● Data:
--- Start ---

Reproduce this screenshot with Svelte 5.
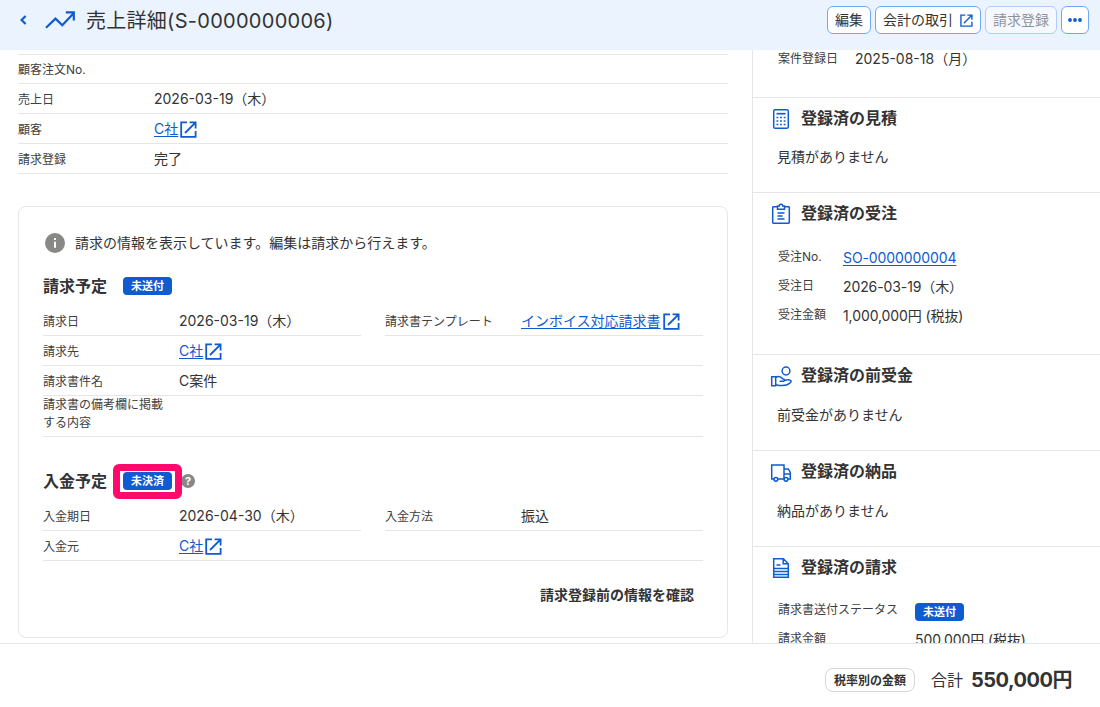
<script lang="ts">
    type Field = { label: string; value?: string; link?: boolean; external?: boolean; badge?: boolean; half?: boolean; tall?: boolean };
    type Section = { title: string; icon: string; empty?: string; labelWidth?: string; fields?: Field[] };

    const saleFields: Field[] = [
        { label: '顧客注文No.' },
        { label: '売上日', value: '2026-03-19（木）' },
        { label: '顧客', value: 'C社', link: true, external: true },
        { label: '請求登録', value: '完了' }
    ];

    const billingFields: Field[] = [
        { label: '請求日', value: '2026-03-19（木）', half: true },
        { label: '請求書テンプレート', value: 'インボイス対応請求書', link: true, external: true, half: true },
        { label: '請求先', value: 'C社', link: true, external: true },
        { label: '請求書件名', value: 'C案件' },
        { label: '請求書の備考欄に掲載する内容', tall: true }
    ];

    const paymentFields: Field[] = [
        { label: '入金期日', value: '2026-04-30（木）', half: true },
        { label: '入金方法', value: '振込', half: true },
        { label: '入金元', value: 'C社', link: true, external: true }
    ];

    const sections: Section[] = [
        { title: '登録済の見積', icon: 'calculator', empty: '見積がありません' },
        {
            title: '登録済の受注',
            icon: 'clipboard',
            fields: [
                { label: '受注No.', value: 'SO-0000000004', link: true },
                { label: '受注日', value: '2026-03-19（木）' },
                { label: '受注金額', value: '1,000,000円 (税抜)' }
            ]
        },
        { title: '登録済の前受金', icon: 'hand', empty: '前受金がありません' },
        { title: '登録済の納品', icon: 'truck', empty: '納品がありません' },
        {
            title: '登録済の請求',
            icon: 'document',
            labelWidth: '137px',
            fields: [
                { label: '請求書送付ステータス', value: '未送付', badge: true },
                { label: '請求金額', value: '500,000円 (税抜)' }
            ]
        }
    ];
</script>

{#snippet externalIcon(size: number)}
    <svg class="external" width={size} height={size} viewBox="0 0 17 17" fill="none" stroke="currentColor" stroke-width="1.8">
        <path d="M7 1.4H1.2v14.4h14.4V10" />
        <path d="M9.6 1.4h6v6M15.4 1.6L5 12" />
    </svg>
{/snippet}

{#snippet fieldValue(field: Field)}
    {#if field.badge}
        <span class="badge">{field.value}</span>
    {:else if field.link}
        <a href="#top">{field.value}</a>{#if field.external}{@render externalIcon(17)}{/if}
    {:else}
        {field.value ?? ''}
    {/if}
{/snippet}

{#snippet fieldGrid(fields: Field[])}
    <dl class="fields">
        {#each fields as field}
            <div class="field" class:half={field.half} class:tall={field.tall}>
                <dt>{field.label}</dt>
                <dd>{@render fieldValue(field)}</dd>
            </div>
        {/each}
    </dl>
{/snippet}

<div class="page">
    <header>
        <svg class="back" width="8" height="10" viewBox="0 0 8 10" fill="none" stroke="currentColor" stroke-width="2.2">
            <path d="M6.6 1L2.6 5l4 4" />
        </svg>
        <svg class="trend" width="30" height="18" viewBox="0 0 30 18" fill="none" stroke="currentColor" stroke-width="2.2">
            <path d="M1 16.8L10.5 7.6l6.8 6.6L28.4 2.4M20.8 1.4h8v8" />
        </svg>
        <h1>売上詳細(S-0000000006)</h1>
        <div class="actions">
            <button>編集</button>
            <button class="with-icon">会計の取引{@render externalIcon(13)}</button>
            <button disabled>請求登録</button>
            <button class="more" aria-label="メニュー">
                <svg width="14" height="4" viewBox="0 0 14 4" fill="currentColor">
                    <circle cx="2" cy="2" r="1.9" /><circle cx="7" cy="2" r="1.9" /><circle cx="12" cy="2" r="1.9" />
                </svg>
            </button>
        </div>
    </header>

    <div class="content">
        <main>
            <div class="sale">
                {@render fieldGrid(saleFields)}
            </div>

            <section class="card">
                <p class="notice">
                    <svg width="20" height="20" viewBox="0 0 20 20">
                        <circle cx="10" cy="10" r="10" fill="#888886" />
                        <path d="M9 5h2v2H9zM9 8.7h2v6H9z" fill="#fff" />
                    </svg>
                    請求の情報を表示しています。編集は請求から行えます。
                </p>

                <div class="heading">
                    <h2>請求予定</h2>
                    <span class="badge">未送付</span>
                </div>
                {@render fieldGrid(billingFields)}

                <div class="heading payment">
                    <h2>入金予定</h2>
                    <span class="badge marked">未決済</span>
                    <span class="help">?</span>
                </div>
                {@render fieldGrid(paymentFields)}

                <div class="confirm">請求登録前の情報を確認</div>
            </section>
        </main>

        <aside>
            <div class="registered">
                <span class="label">案件登録日</span>
                <span class="date">2025-08-18（月）</span>
            </div>
            {#each sections as section}
                <section class="related">
                    <h3>
                        <svg width="22" height="22" viewBox="0 0 22 22" fill="none" stroke="currentColor" stroke-width="1.5">
                            {#if section.icon === 'calculator'}
                                <rect x="3.7" y="1.7" width="14.6" height="18.6" rx="1.6" />
                                <path d="M6.5 5.7h9" stroke-width="1.7" />
                                <path d="M6.5 9.5h9M6.5 13h9M6.5 16.5h9" stroke-dasharray="1.8 1.8" stroke-width="1.6" />
                            {:else if section.icon === 'clipboard'}
                                <path d="M7 3.7H3.4a.7.7 0 0 0-.7.7v15.2c0 .4.3.7.7.7h15.2a.7.7 0 0 0 .7-.7V4.4a.7.7 0 0 0-.7-.7H15" />
                                <path d="M7.5 3h1.8a1.7 1.7 0 0 1 3.4 0h1.8v3.2h-7zM7.5 10h7M7.5 13h5M7.5 16h7" />
                            {:else if section.icon === 'hand'}
                                <circle cx="16" cy="6" r="3.9" />
                                <path d="M1.7 11.7h4v9h-4zM5.7 12.5c2-1.300 4.500-1 6 .4l1.300 1c2 .2 2.200 2.400 0 2.400H9.700M14 15.500c2.500-.8 6-1.400 7 .3.500.9-.3 1.700-1.500 2.600-3 2.700-8 2.600-13.800 1.300" />
                            {:else if section.icon === 'truck'}
                                <path d="M4 18H1.7V4h12.300V18H8M14 8h4.300l2 3.500V18H18M14 13h6.300" />
                                <circle cx="5.9" cy="18.300" r="1.900" />
                                <circle cx="16" cy="18.300" r="1.900" />
                            {:else}
                                <path d="M3.7 1.7h9.6l5 5v13.6H3.7zM13.2 2v4.8H18M6.5 8h4M4 11.500h14M4 14.500h14M4 17.500h14" />
                            {/if}
                        </svg>
                        {section.title}
                    </h3>
                    {#if section.empty}
                        <p>{section.empty}</p>
                    {:else}
                        <dl style="grid-template-columns: {section.labelWidth ?? '65px'} 1fr">
                            {#each section.fields ?? [] as field}
                                <dt>{field.label}</dt>
                                <dd>{@render fieldValue(field)}</dd>
                            {/each}
                        </dl>
                    {/if}
                </section>
            {/each}
        </aside>
    </div>

    <footer>
        <button class="tax">税率別の金額</button>
        <span class="total-label">合計</span>
        <strong>550,000円</strong>
    </footer>
</div>

<style>
    :global(body) {
        margin: 0;
        overflow: hidden;
    }

    .page {
        height: 707px;
        display: flex;
        flex-direction: column;
        overflow: hidden;
        background: #fff;
        color: #333;
        font-family: Inter, "Noto Sans CJK JP", sans-serif;
        font-size: 14px;
        line-height: 20px;
    }

    h1, h2, h3, p, dl, dd {
        margin: 0;
    }

    a {
        color: #0f5bd0;
        text-underline-offset: 2px;
    }

    header {
        flex: none;
        box-sizing: border-box;
        height: 50px;
        padding: 0 11px 10px 19px;
        display: flex;
        align-items: center;
        background: #ebf3ff;
    }

    .back, .trend {
        color: #0f5bd0;
    }

    .trend {
        margin-left: 18px;
    }

    h1 {
        margin: 2px 0 0 11px;
        font-size: 20px;
        font-weight: 400;
        letter-spacing: 0.28px;
        line-height: 30px;
    }

    .actions {
        margin-left: auto;
        display: flex;
        gap: 4px;
    }

    button {
        box-sizing: border-box;
        height: 28px;
        padding: 0 7px;
        display: flex;
        align-items: center;
        justify-content: center;
        border: 1px solid #6ea8fc;
        border-radius: 6px;
        background: #fff;
        color: #333;
        font: inherit;
        white-space: nowrap;
    }

    button:disabled {
        opacity: 0.5;
    }

    .with-icon {
        gap: 7px;
    }

    .more {
        width: 28px;
        padding: 0;
        color: #0f5bd0;
    }

    .external {
        flex: none;
        color: #0f5bd0;
    }

    .content {
        flex: 1;
        min-height: 0;
        display: flex;
        overflow: hidden;
    }

    main {
        box-sizing: border-box;
        width: 752px;
        padding: 4px 24px 0 18px;
    }

    .sale {
        height: 152px;
    }

    .sale .fields {
        border-top: 1px solid #e6e6e6;
    }

    .sale .field:first-child {
        height: 29px;
    }

    .fields {
        display: grid;
        grid-template-columns: 1fr 1fr;
        column-gap: 24px;
    }

    .field {
        grid-column: span 2;
        box-sizing: border-box;
        height: 30px;
        display: flex;
        align-items: center;
        border-bottom: 1px solid #e6e6e6;
    }

    .field.half {
        grid-column: span 1;
    }

    .field.tall {
        height: 41px;
    }

    dt, .label {
        color: #404040;
        font-size: 12px;
        line-height: 18px;
    }

    .field dt {
        flex: none;
        width: 124px;
        margin: 2px 12px 0 0;
    }

    .field.tall dt {
        margin-top: -4px;
    }

    .field dd {
        display: flex;
        align-items: center;
    }

    .field .external {
        margin: 2px 0 0 2px;
    }

    .card {
        box-sizing: border-box;
        height: 432px;
        padding: 0 24px;
        border: 1px solid #e6e6e6;
        border-radius: 8px;
    }

    .notice {
        padding: 26px 0 0 2px;
        display: flex;
        gap: 10px;
    }

    .heading {
        margin-top: 13px;
        height: 40px;
        display: flex;
        align-items: center;
    }

    h2 {
        margin-right: 16px;
        font-size: 16px;
        font-weight: 700;
        line-height: 24px;
    }

    .payment {
        margin-top: 24px;
    }

    .badge {
        box-sizing: border-box;
        height: 18px;
        padding: 0 8px;
        display: inline-block;
        border-radius: 4px;
        background: #0f5bd0;
        color: #fff;
        font-size: 11px;
        font-weight: 700;
        line-height: 19px;
    }

    .marked {
        position: relative;
    }

    .marked::after {
        content: "";
        position: absolute;
        z-index: 1;
        inset: -8px -10px -9px;
        border: 7px solid #ff0a6c;
        border-radius: 6px;
    }

    .help {
        width: 14px;
        height: 14px;
        margin-left: 9px;
        border-radius: 50%;
        background: #888886;
        color: #fff;
        font-size: 11px;
        font-weight: 700;
        line-height: 14px;
        text-align: center;
    }

    .confirm {
        padding: 24px 9px 0 0;
        font-weight: 700;
        text-align: right;
    }

    aside {
        flex: 1;
        border-left: 1px solid #e6e6e6;
        overflow: hidden;
    }

    .registered {
        box-sizing: border-box;
        height: 46.67px;
        padding-left: 25px;
        display: flex;
        align-items: flex-start;
    }

    .registered .label {
        width: 77px;
    }

    .registered .date {
        margin-top: -1px;
    }

    .related {
        box-sizing: border-box;
        min-height: 95.67px;
        padding: 8px 18px 0 17px;
        border-top: 1px solid #e6e6e6;
    }

    h3 {
        display: flex;
        align-items: center;
        gap: 9px;
        font-size: 16px;
        font-weight: 700;
        line-height: 24px;
    }

    h3 svg {
        margin-top: 2px;
        color: #0f5bd0;
    }

    .related p {
        padding: 17.7px 0 0 7px;
    }

    .related dl {
        padding: 18.7px 0 23.3px 8px;
        display: grid;
        grid-auto-rows: 29px;
    }

    .related dt {
        padding-top: 4px;
    }

    .related dd {
        padding-top: 4px;
        letter-spacing: -0.1px;
    }

    .related .badge {
        letter-spacing: 0;
    }

    footer {
        flex: none;
        box-sizing: border-box;
        height: 64px;
        padding: 9px 28px 0 0;
        display: flex;
        align-items: center;
        justify-content: flex-end;
        border-top: 1px solid #e6e6e6;
        background: #fff;
    }

    .tax {
        height: 24px;
        padding: 1px 8px 0;
        border-color: #d7d7d7;
        border-radius: 8px;
        font-size: 12px;
        font-weight: 700;
    }

    .total-label {
        margin: 0 8px 0 16px;
        font-size: 16px;
    }

    strong {
        font-size: 20px;
        font-weight: 700;
        letter-spacing: -0.5px;
    }
</style>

--- End ---

● What the exercise asks:
Set down again, exactly, the lines of the material above from its first line to the one with "string; icon: string;", inclusive. Leave the pictures out.

● Written reply:
Reproduce this screenshot with Svelte 5.
<script lang="ts">
    type Field = { label: string; value?: string; link?: boolean; external?: boolean; badge?: boolean; half?: boolean; tall?: boolean };
    type Section = { title: string; icon: string; empty?: string; labelWidth?: string; fields?: Field[] };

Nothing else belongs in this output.